Given material:
+--

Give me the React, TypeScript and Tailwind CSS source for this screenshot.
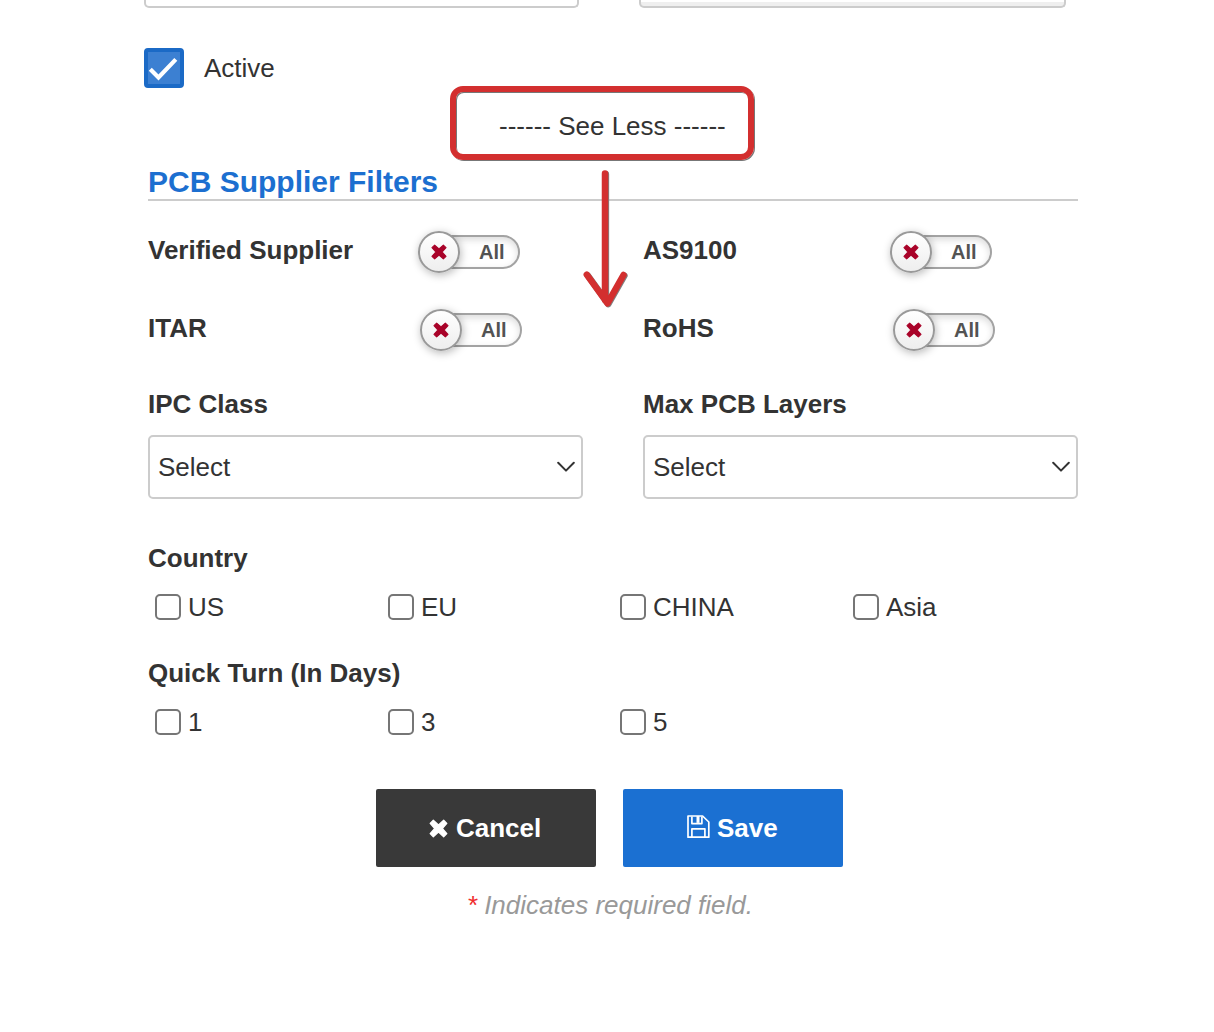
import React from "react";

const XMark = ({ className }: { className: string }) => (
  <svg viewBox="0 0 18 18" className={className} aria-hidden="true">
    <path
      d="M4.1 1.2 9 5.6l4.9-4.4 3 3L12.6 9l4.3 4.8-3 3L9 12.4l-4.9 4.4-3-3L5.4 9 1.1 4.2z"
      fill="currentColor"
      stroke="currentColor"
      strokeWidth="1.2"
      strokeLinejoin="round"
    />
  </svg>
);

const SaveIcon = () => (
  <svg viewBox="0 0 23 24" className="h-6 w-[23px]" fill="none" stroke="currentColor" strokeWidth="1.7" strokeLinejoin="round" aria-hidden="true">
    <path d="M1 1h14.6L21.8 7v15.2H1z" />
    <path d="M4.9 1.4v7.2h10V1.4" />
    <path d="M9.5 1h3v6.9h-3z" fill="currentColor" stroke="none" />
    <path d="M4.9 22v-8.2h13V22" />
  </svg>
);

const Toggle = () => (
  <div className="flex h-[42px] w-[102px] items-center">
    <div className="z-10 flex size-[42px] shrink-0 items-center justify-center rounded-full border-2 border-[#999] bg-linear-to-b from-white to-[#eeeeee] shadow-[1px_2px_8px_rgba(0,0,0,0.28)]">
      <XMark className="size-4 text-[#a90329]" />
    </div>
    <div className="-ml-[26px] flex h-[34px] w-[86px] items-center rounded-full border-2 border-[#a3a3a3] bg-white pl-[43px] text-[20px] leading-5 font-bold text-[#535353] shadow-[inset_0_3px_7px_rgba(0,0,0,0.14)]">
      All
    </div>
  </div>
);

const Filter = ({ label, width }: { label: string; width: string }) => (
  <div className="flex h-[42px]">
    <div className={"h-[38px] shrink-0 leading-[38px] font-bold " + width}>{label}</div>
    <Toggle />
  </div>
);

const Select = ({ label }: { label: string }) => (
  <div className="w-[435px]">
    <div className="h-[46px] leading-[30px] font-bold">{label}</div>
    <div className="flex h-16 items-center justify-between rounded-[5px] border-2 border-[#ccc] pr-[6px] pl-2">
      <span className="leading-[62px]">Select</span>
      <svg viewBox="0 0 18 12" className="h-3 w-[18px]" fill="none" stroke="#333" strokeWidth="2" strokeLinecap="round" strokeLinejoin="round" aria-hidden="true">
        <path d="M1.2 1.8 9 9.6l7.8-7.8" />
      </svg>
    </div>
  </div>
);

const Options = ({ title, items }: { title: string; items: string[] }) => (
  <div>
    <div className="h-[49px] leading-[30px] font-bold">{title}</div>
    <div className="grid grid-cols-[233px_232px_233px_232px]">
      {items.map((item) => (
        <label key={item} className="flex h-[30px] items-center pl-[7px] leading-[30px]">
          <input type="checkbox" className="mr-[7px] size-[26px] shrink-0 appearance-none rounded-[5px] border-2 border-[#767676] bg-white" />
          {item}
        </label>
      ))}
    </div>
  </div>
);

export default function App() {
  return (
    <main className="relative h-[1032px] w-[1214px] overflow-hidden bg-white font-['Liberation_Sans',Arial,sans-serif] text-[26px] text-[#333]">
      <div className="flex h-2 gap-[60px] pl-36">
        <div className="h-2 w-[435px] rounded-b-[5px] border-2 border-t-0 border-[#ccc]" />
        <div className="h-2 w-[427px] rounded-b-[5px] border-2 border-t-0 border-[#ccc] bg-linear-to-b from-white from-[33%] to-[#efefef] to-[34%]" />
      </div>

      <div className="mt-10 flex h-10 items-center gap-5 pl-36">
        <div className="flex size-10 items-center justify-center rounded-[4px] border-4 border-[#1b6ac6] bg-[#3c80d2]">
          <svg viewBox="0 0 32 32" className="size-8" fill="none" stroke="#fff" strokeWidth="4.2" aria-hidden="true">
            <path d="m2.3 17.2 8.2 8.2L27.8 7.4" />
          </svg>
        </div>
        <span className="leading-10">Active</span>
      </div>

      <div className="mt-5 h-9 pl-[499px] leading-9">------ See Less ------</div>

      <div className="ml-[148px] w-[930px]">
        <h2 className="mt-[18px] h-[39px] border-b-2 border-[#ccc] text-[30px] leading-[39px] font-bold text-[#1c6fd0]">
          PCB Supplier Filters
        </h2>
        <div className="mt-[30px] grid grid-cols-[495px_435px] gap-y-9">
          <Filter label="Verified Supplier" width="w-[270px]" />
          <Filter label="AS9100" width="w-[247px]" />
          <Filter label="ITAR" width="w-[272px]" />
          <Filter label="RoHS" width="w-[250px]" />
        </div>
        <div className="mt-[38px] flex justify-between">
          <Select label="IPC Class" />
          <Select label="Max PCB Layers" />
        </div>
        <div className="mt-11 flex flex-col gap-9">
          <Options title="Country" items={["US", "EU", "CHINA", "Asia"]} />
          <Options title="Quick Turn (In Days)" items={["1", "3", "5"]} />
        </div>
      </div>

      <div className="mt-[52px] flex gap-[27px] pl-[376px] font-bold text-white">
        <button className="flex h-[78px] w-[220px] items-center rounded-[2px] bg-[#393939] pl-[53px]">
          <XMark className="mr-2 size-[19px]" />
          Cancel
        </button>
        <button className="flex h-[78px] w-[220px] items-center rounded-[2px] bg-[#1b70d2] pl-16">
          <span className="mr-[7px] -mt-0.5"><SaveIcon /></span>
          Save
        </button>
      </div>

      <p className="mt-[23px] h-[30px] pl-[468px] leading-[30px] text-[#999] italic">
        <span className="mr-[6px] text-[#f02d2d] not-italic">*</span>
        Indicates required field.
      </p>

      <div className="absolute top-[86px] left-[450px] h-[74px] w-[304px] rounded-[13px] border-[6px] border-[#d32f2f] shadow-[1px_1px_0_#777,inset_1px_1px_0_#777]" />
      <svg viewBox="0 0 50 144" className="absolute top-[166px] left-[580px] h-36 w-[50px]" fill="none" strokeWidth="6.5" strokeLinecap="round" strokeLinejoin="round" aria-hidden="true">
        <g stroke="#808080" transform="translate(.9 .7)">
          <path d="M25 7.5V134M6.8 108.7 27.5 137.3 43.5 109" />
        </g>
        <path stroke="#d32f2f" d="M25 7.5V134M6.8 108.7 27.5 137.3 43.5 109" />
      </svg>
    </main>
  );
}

+--

Your goal:
In your copy, leave out the pictures and reproduce the material above exactly.

Task solution:
Give me the React, TypeScript and Tailwind CSS source for this screenshot.
import React from "react";

const XMark = ({ className }: { className: string }) => (
  <svg viewBox="0 0 18 18" className={className} aria-hidden="true">
    <path
      d="M4.1 1.2 9 5.6l4.9-4.4 3 3L12.6 9l4.3 4.8-3 3L9 12.4l-4.9 4.4-3-3L5.4 9 1.1 4.2z"
      fill="currentColor"
      stroke="currentColor"
      strokeWidth="1.2"
      strokeLinejoin="round"
    />
  </svg>
);

const SaveIcon = () => (
  <svg viewBox="0 0 23 24" className="h-6 w-[23px]" fill="none" stroke="currentColor" strokeWidth="1.7" strokeLinejoin="round" aria-hidden="true">
    <path d="M1 1h14.6L21.8 7v15.2H1z" />
    <path d="M4.9 1.4v7.2h10V1.4" />
    <path d="M9.5 1h3v6.9h-3z" fill="currentColor" stroke="none" />
    <path d="M4.9 22v-8.2h13V22" />
  </svg>
);

const Toggle = () => (
  <div className="flex h-[42px] w-[102px] items-center">
    <div className="z-10 flex size-[42px] shrink-0 items-center justify-center rounded-full border-2 border-[#999] bg-linear-to-b from-white to-[#eeeeee] shadow-[1px_2px_8px_rgba(0,0,0,0.28)]">
      <XMark className="size-4 text-[#a90329]" />
    </div>
    <div className="-ml-[26px] flex h-[34px] w-[86px] items-center rounded-full border-2 border-[#a3a3a3] bg-white pl-[43px] text-[20px] leading-5 font-bold text-[#535353] shadow-[inset_0_3px_7px_rgba(0,0,0,0.14)]">
      All
    </div>
  </div>
);

const Filter = ({ label, width }: { label: string; width: string }) => (
  <div className="flex h-[42px]">
    <div className={"h-[38px] shrink-0 leading-[38px] font-bold " + width}>{label}</div>
    <Toggle />
  </div>
);

const Select = ({ label }: { label: string }) => (
  <div className="w-[435px]">
    <div className="h-[46px] leading-[30px] font-bold">{label}</div>
    <div className="flex h-16 items-center justify-between rounded-[5px] border-2 border-[#ccc] pr-[6px] pl-2">
      <span className="leading-[62px]">Select</span>
      <svg viewBox="0 0 18 12" className="h-3 w-[18px]" fill="none" stroke="#333" strokeWidth="2" strokeLinecap="round" strokeLinejoin="round" aria-hidden="true">
        <path d="M1.2 1.8 9 9.6l7.8-7.8" />
      </svg>
    </div>
  </div>
);

const Options = ({ title, items }: { title: string; items: string[] }) => (
  <div>
    <div className="h-[49px] leading-[30px] font-bold">{title}</div>
    <div className="grid grid-cols-[233px_232px_233px_232px]">
      {items.map((item) => (
        <label key={item} className="flex h-[30px] items-center pl-[7px] leading-[30px]">
          <input type="checkbox" className="mr-[7px] size-[26px] shrink-0 appearance-none rounded-[5px] border-2 border-[#767676] bg-white" />
          {item}
        </label>
      ))}
    </div>
  </div>
);

export default function App() {
  return (
    <main className="relative h-[1032px] w-[1214px] overflow-hidden bg-white font-['Liberation_Sans',Arial,sans-serif] text-[26px] text-[#333]">
      <div className="flex h-2 gap-[60px] pl-36">
        <div className="h-2 w-[435px] rounded-b-[5px] border-2 border-t-0 border-[#ccc]" />
        <div className="h-2 w-[427px] rounded-b-[5px] border-2 border-t-0 border-[#ccc] bg-linear-to-b from-white from-[33%] to-[#efefef] to-[34%]" />
      </div>

      <div className="mt-10 flex h-10 items-center gap-5 pl-36">
        <div className="flex size-10 items-center justify-center rounded-[4px] border-4 border-[#1b6ac6] bg-[#3c80d2]">
          <svg viewBox="0 0 32 32" className="size-8" fill="none" stroke="#fff" strokeWidth="4.2" aria-hidden="true">
            <path d="m2.3 17.2 8.2 8.2L27.8 7.4" />
          </svg>
        </div>
        <span className="leading-10">Active</span>
      </div>

      <div className="mt-5 h-9 pl-[499px] leading-9">------ See Less ------</div>

      <div className="ml-[148px] w-[930px]">
        <h2 className="mt-[18px] h-[39px] border-b-2 border-[#ccc] text-[30px] leading-[39px] font-bold text-[#1c6fd0]">
          PCB Supplier Filters
        </h2>
        <div className="mt-[30px] grid grid-cols-[495px_435px] gap-y-9">
          <Filter label="Verified Supplier" width="w-[270px]" />
          <Filter label="AS9100" width="w-[247px]" />
          <Filter label="ITAR" width="w-[272px]" />
          <Filter label="RoHS" width="w-[250px]" />
        </div>
        <div className="mt-[38px] flex justify-between">
          <Select label="IPC Class" />
          <Select label="Max PCB Layers" />
        </div>
        <div className="mt-11 flex flex-col gap-9">
          <Options title="Country" items={["US", "EU", "CHINA", "Asia"]} />
          <Options title="Quick Turn (In Days)" items={["1", "3", "5"]} />
        </div>
      </div>

      <div className="mt-[52px] flex gap-[27px] pl-[376px] font-bold text-white">
        <button className="flex h-[78px] w-[220px] items-center rounded-[2px] bg-[#393939] pl-[53px]">
          <XMark className="mr-2 size-[19px]" />
          Cancel
        </button>
        <button className="flex h-[78px] w-[220px] items-center rounded-[2px] bg-[#1b70d2] pl-16">
          <span className="mr-[7px] -mt-0.5"><SaveIcon /></span>
          Save
        </button>
      </div>

      <p className="mt-[23px] h-[30px] pl-[468px] leading-[30px] text-[#999] italic">
        <span className="mr-[6px] text-[#f02d2d] not-italic">*</span>
        Indicates required field.
      </p>

      <div className="absolute top-[86px] left-[450px] h-[74px] w-[304px] rounded-[13px] border-[6px] border-[#d32f2f] shadow-[1px_1px_0_#777,inset_1px_1px_0_#777]" />
      <svg viewBox="0 0 50 144" className="absolute top-[166px] left-[580px] h-36 w-[50px]" fill="none" strokeWidth="6.5" strokeLinecap="round" strokeLinejoin="round" aria-hidden="true">
        <g stroke="#808080" transform="translate(.9 .7)">
          <path d="M25 7.5V134M6.8 108.7 27.5 137.3 43.5 109" />
        </g>
        <path stroke="#d32f2f" d="M25 7.5V134M6.8 108.7 27.5 137.3 43.5 109" />
      </svg>
    </main>
  );
}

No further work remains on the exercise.